Ultimately, the citizens of a city can make all kinds of circumstances work by pulling together and making the most of it. We also have the option of fighting tooth and nail against our own interests.
We love to be proven right and hate admitting we got it wrong, particularly when we're emotionally engaged enough to be as angry as the No LRT crowd. This leads me to wonder whether this will be horrible for the city and/or me! is so important as a rallying cry that, consciously or otherwise, some of our citizens may turn it into a self-fulfilling prophesy.
Businesses that will see LRT construction happening right outside their windows have legitimate concerns. Some are working hard to understand the challenges of construction and strengthen customer relationships in the hope that we're going to keep shopping there despite the temporary inconvenience.
A few others are burning bridges with potential customers by pouring their energy into aggressive rhetoric, illegal spam emails, illegal postering, and public misinformation.
If their business suffers precisely the way they are predicting, I can't imagine that they'll ever consider any possibility that they shot themselves in the foot.
They're going to proclaim that they've been proven right and that everything that went wrong for them was the fault of everyone who wanted the LRT, and that festering resentment may provide the excuse for more anti-civic sentiment down the line.
This vitriolic argument is not really a battle over LRT. It's a struggle between people determined to see us thrive by embracing change, and those who are so threatened by change they're willing to punish the city for it.

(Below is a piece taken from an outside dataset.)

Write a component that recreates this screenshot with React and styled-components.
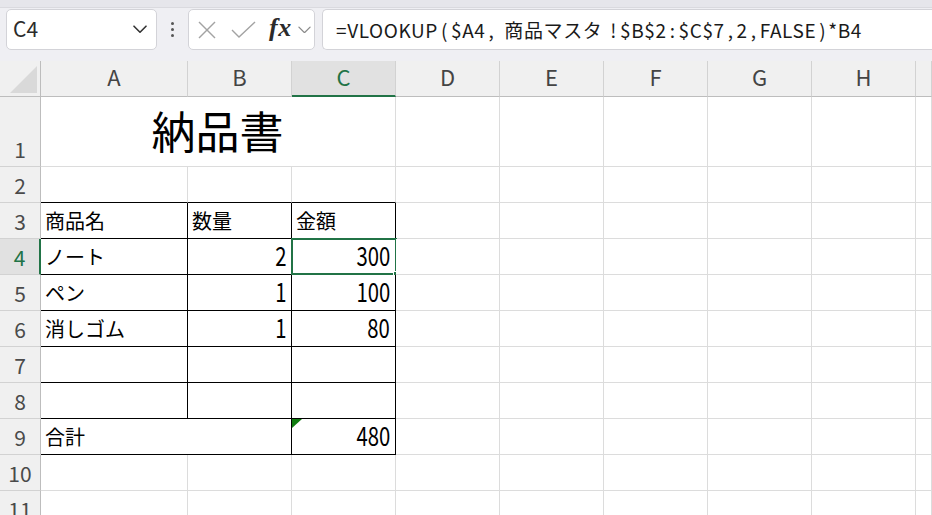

We can fight one another, or we can work together. If the people of Hamilton band together to help the downtown thrive, it will thrive. That's the power of living in a city of civically-engaged people.
A billion-dollar investment in our city from the province is worth making the most of. Even if it's not quite everything it's cracked up to be, there's no way we won't see a benefit from coming together to build our city up rather than listening to voices tearing it down.
At that point, we wouldn't just be a house that stands together, we can be a city that soars.